The request: Pull each line holding the word "component" from the data.

Data:
=-=-=-=-=

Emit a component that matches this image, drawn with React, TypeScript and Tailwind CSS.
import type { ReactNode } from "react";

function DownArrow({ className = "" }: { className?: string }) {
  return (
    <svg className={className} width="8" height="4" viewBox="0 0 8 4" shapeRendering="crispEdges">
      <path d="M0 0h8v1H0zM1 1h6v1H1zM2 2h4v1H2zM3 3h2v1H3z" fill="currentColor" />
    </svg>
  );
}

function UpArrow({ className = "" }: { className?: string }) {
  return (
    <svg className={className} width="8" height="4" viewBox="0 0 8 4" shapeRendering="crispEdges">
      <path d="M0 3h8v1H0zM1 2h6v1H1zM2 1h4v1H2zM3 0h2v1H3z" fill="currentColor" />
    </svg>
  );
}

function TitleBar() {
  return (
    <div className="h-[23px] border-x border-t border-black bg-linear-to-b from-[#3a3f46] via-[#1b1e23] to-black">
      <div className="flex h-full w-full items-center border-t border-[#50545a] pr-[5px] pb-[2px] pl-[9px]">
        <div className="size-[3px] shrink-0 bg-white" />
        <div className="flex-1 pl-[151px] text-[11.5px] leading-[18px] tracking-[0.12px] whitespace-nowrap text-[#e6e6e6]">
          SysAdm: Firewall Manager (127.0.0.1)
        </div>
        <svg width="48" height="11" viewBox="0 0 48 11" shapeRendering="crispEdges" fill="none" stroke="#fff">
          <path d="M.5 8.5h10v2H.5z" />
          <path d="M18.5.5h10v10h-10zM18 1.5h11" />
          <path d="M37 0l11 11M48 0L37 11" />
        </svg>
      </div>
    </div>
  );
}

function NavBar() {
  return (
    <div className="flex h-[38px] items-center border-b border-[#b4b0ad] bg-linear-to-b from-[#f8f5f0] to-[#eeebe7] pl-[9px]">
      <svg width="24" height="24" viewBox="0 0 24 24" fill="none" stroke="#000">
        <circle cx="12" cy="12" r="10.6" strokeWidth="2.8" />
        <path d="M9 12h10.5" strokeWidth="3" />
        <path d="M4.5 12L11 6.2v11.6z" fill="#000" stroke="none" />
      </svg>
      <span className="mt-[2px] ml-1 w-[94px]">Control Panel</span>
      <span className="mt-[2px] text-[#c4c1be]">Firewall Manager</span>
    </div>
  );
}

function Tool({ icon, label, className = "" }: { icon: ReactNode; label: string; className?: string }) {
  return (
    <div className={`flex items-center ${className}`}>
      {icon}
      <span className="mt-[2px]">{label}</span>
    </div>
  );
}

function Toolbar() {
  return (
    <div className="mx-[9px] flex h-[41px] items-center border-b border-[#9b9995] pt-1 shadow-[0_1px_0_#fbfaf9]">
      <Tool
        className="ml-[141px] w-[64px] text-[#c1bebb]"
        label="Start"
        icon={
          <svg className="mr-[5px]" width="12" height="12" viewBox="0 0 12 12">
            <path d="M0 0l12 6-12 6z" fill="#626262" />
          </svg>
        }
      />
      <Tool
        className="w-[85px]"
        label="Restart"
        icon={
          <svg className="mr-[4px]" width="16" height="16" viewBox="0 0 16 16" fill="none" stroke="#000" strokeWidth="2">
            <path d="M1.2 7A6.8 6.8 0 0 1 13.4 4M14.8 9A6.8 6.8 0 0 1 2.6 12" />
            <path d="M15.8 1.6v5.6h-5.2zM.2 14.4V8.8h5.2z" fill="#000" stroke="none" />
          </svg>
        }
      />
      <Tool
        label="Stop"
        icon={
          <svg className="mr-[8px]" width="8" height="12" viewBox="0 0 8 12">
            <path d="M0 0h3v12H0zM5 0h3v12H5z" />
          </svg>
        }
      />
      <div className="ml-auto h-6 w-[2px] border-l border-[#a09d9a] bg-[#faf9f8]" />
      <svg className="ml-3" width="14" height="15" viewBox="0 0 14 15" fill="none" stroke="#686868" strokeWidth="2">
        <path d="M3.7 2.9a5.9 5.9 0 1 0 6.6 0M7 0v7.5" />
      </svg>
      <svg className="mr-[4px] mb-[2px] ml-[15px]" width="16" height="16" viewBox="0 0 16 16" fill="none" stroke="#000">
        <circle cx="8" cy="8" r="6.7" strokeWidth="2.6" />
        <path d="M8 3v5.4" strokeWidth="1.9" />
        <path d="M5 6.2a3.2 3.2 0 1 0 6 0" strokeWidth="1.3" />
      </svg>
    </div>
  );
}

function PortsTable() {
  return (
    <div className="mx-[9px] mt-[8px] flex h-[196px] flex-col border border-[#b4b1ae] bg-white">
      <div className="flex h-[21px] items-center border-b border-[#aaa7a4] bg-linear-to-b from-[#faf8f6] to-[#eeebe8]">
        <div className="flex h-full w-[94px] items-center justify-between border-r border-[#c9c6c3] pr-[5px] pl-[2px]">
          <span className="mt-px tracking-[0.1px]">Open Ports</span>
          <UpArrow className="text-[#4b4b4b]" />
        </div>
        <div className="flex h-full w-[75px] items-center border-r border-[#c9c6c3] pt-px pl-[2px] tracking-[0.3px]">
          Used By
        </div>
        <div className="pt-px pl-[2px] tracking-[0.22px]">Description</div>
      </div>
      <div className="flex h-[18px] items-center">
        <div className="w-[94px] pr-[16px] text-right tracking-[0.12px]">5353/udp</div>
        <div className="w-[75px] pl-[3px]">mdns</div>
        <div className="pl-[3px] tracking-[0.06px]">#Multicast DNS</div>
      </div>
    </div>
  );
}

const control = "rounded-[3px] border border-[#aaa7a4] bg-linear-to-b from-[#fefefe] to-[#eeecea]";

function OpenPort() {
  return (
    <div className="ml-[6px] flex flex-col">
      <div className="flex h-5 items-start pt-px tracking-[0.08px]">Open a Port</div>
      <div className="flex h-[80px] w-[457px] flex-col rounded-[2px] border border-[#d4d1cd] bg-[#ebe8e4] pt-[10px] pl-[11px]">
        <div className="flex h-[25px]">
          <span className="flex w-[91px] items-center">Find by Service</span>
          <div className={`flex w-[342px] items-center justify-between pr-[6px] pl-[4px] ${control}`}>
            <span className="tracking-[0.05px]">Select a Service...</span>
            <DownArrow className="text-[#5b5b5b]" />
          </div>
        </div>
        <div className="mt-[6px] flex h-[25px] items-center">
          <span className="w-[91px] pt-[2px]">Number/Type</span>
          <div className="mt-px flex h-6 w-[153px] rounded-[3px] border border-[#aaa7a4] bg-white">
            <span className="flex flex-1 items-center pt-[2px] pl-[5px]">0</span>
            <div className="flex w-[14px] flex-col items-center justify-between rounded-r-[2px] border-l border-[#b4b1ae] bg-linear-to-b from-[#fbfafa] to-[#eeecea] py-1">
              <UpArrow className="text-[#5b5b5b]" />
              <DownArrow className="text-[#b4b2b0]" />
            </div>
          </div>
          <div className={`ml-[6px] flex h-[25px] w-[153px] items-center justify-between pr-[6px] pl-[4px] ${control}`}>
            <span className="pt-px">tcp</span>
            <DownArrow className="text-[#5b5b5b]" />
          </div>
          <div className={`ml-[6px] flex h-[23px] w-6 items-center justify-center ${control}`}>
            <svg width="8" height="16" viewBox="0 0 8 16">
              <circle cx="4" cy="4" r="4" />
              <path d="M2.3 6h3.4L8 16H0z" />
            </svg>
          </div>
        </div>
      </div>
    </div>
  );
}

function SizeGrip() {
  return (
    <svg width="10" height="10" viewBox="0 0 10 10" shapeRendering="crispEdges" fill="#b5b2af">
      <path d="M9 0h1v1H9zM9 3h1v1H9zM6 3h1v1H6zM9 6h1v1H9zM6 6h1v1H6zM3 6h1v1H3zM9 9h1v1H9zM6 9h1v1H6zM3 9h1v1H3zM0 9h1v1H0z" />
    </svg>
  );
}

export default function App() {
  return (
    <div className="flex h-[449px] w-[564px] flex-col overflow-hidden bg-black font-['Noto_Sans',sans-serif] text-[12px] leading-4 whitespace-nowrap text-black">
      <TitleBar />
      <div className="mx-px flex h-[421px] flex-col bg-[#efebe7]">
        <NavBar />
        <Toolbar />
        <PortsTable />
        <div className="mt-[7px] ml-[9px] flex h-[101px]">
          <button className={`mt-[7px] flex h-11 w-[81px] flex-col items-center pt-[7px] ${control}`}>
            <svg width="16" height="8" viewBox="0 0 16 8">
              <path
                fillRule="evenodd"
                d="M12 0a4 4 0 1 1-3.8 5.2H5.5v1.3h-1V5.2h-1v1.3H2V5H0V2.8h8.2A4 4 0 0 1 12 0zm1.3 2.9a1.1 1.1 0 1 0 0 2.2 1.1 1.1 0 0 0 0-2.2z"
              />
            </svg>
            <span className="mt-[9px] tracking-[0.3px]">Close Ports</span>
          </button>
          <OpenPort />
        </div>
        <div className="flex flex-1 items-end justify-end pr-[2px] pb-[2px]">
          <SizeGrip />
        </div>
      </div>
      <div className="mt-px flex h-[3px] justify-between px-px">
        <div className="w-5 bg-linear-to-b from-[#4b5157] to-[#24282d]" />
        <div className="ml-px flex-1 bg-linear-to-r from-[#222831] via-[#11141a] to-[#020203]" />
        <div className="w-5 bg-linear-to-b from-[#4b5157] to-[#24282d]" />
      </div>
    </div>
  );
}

=-=-=-=-=

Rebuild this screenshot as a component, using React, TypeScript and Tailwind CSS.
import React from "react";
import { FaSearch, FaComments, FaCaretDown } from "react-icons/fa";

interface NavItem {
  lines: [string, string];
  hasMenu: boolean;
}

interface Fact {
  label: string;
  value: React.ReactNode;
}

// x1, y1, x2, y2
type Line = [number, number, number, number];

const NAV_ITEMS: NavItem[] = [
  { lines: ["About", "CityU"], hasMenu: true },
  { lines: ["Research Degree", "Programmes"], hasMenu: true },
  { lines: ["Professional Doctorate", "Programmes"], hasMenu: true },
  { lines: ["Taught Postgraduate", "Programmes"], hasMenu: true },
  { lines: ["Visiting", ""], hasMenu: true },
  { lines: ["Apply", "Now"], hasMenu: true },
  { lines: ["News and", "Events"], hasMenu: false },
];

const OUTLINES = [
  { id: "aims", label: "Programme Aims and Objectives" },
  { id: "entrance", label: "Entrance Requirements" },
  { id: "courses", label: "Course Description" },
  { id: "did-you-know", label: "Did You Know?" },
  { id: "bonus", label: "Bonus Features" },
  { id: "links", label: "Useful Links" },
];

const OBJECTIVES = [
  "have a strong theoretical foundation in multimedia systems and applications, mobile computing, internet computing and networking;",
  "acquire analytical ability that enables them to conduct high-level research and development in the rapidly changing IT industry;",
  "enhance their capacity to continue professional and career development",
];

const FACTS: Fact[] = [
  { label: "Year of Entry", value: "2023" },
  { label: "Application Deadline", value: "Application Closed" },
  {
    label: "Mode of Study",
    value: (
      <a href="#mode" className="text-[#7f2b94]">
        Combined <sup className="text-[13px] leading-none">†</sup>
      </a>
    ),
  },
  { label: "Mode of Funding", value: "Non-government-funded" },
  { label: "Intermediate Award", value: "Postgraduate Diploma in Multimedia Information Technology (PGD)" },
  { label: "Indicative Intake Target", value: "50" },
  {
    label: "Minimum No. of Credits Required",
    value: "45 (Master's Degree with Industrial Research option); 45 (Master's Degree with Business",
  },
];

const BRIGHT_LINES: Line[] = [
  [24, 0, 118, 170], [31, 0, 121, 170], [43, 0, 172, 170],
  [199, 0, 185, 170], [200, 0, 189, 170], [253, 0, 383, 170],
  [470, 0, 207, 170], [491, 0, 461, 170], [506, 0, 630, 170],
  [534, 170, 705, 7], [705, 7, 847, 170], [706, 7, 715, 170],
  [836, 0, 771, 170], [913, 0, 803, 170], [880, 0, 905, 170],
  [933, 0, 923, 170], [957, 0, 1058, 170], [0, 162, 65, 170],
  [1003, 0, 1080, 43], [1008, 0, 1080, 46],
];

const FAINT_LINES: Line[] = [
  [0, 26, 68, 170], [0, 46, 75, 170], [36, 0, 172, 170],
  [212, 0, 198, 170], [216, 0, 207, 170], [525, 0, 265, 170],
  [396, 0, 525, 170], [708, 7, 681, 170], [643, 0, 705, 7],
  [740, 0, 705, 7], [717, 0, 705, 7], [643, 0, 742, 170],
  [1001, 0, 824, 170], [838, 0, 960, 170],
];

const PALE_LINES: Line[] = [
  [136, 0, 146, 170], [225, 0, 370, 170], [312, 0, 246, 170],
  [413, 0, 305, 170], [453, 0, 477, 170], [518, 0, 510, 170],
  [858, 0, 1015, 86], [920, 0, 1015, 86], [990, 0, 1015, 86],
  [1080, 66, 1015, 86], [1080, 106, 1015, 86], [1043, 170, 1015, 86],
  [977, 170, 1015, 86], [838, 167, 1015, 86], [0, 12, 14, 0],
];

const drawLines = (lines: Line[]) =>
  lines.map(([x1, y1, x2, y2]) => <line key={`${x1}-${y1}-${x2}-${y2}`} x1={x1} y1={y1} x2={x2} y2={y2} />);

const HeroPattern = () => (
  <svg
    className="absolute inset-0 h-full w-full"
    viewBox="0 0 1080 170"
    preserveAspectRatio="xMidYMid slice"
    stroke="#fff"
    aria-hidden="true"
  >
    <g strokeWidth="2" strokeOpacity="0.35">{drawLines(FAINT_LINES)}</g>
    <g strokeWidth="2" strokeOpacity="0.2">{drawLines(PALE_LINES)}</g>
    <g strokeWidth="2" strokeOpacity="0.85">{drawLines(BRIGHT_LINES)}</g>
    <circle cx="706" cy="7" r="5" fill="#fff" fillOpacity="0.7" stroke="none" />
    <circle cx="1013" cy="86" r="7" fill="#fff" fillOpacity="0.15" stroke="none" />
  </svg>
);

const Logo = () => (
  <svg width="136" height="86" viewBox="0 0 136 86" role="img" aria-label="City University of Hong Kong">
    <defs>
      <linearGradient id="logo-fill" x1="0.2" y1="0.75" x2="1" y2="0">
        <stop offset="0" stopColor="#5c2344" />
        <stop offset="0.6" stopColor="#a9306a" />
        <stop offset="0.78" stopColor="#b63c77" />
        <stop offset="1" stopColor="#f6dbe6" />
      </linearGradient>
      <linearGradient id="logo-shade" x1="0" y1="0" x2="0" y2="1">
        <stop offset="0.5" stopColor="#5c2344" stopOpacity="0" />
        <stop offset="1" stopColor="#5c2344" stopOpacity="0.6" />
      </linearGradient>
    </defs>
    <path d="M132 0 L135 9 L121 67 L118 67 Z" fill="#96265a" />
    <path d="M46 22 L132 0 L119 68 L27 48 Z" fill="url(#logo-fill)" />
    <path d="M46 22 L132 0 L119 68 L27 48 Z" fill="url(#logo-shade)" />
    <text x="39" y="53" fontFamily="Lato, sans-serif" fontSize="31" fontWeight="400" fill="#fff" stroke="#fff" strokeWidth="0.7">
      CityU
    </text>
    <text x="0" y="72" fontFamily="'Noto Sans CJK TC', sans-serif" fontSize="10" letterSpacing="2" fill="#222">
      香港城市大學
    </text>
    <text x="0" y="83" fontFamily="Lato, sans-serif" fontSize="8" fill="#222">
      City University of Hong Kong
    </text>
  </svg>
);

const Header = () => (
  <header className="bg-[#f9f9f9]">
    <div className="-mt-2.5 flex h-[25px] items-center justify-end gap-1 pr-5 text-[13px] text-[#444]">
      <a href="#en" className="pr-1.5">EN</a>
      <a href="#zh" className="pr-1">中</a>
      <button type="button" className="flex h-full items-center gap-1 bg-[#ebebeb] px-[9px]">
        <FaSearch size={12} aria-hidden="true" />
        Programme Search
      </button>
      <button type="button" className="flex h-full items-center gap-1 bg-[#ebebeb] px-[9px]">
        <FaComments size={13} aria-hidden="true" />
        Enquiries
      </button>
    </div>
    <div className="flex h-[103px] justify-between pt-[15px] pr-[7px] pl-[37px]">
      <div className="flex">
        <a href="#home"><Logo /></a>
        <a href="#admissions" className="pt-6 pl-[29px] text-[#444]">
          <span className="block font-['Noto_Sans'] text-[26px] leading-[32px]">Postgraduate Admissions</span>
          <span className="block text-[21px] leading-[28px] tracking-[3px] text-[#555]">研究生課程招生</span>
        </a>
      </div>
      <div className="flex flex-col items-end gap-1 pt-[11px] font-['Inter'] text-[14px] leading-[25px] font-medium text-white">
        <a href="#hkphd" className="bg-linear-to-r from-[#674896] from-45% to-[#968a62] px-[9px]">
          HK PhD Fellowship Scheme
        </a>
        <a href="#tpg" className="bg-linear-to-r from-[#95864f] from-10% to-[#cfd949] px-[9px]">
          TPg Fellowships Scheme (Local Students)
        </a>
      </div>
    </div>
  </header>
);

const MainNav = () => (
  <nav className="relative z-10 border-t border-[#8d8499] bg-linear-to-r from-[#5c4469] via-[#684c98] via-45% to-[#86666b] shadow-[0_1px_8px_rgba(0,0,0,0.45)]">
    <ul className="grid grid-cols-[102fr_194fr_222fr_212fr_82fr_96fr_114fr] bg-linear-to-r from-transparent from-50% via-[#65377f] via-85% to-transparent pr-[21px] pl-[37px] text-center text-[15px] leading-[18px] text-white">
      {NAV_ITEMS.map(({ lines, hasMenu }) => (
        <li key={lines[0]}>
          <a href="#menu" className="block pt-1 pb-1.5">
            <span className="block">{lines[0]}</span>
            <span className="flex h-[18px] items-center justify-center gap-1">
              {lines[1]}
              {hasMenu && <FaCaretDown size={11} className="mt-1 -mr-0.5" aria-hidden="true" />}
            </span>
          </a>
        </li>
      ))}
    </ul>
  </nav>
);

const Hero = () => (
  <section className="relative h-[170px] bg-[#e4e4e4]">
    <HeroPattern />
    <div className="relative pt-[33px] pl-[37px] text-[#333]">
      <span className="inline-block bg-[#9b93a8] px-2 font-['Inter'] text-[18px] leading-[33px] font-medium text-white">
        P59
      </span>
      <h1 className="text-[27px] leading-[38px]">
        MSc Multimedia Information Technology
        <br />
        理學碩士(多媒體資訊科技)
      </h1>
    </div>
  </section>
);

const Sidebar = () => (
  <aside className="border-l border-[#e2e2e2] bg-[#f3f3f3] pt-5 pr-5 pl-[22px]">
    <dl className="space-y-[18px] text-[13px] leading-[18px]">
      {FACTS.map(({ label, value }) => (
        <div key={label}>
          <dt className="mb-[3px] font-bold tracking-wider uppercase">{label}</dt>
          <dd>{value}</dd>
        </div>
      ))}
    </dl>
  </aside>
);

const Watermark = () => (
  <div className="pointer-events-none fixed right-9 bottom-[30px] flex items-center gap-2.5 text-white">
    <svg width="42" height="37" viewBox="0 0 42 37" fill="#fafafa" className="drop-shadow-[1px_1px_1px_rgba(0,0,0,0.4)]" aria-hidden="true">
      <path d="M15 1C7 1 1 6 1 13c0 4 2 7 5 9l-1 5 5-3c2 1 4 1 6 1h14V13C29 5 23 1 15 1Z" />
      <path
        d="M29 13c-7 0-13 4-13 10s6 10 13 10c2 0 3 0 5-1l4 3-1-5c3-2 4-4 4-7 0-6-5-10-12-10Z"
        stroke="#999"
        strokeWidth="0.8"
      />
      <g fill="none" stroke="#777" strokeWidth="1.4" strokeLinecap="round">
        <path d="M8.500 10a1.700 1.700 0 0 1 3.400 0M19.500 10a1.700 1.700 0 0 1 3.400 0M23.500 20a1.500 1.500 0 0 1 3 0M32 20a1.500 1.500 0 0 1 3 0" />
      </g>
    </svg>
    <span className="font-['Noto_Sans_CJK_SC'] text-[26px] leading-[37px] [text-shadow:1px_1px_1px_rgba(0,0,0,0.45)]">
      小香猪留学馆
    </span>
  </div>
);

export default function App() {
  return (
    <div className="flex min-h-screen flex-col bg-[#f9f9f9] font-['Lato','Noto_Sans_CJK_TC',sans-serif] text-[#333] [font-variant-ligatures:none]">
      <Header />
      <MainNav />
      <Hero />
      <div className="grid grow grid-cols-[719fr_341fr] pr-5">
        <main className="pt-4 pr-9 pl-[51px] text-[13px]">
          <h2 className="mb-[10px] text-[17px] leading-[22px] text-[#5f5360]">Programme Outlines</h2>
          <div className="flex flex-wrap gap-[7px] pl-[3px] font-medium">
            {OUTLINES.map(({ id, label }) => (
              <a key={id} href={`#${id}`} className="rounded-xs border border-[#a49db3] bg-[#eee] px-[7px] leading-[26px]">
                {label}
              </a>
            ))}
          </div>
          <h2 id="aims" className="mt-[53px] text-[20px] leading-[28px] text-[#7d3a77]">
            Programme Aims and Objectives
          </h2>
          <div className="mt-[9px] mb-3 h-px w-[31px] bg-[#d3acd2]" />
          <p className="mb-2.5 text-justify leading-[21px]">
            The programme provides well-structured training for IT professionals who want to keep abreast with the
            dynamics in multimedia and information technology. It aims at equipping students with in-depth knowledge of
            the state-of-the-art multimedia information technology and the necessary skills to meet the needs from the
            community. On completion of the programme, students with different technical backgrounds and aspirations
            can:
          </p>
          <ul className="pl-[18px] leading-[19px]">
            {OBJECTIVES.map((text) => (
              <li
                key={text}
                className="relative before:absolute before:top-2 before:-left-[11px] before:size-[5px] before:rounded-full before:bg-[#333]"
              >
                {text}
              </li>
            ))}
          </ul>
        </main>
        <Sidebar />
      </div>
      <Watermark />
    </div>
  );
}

=-=-=-=-=

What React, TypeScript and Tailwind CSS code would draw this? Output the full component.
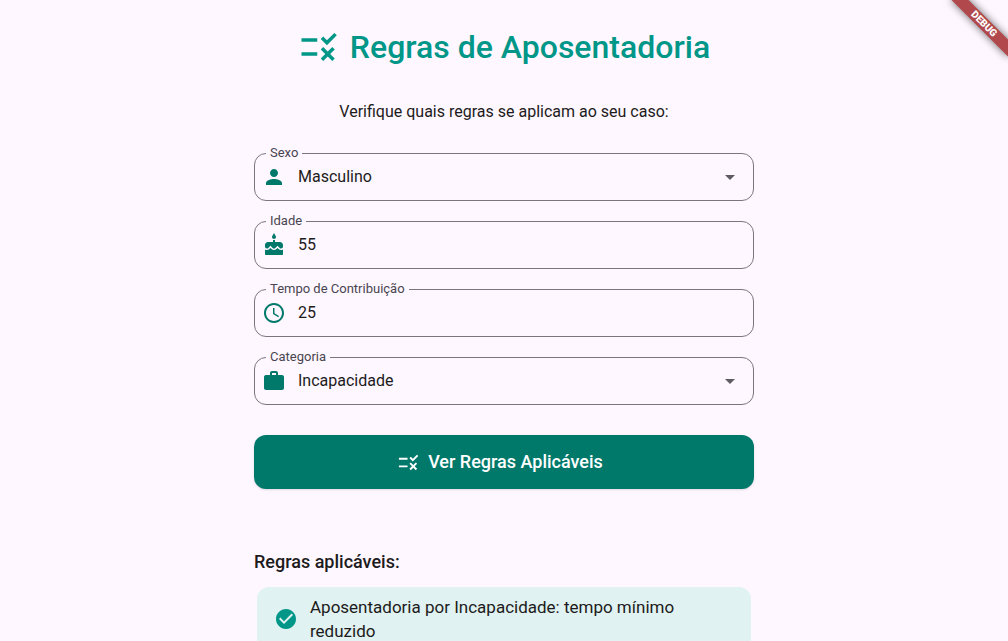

=-=-=-=-=

Result of the exercise:
Emit a component that matches this image, drawn with React, TypeScript and Tailwind CSS.
Rebuild this screenshot as a component, using React, TypeScript and Tailwind CSS.
What React, TypeScript and Tailwind CSS code would draw this? Output the full component.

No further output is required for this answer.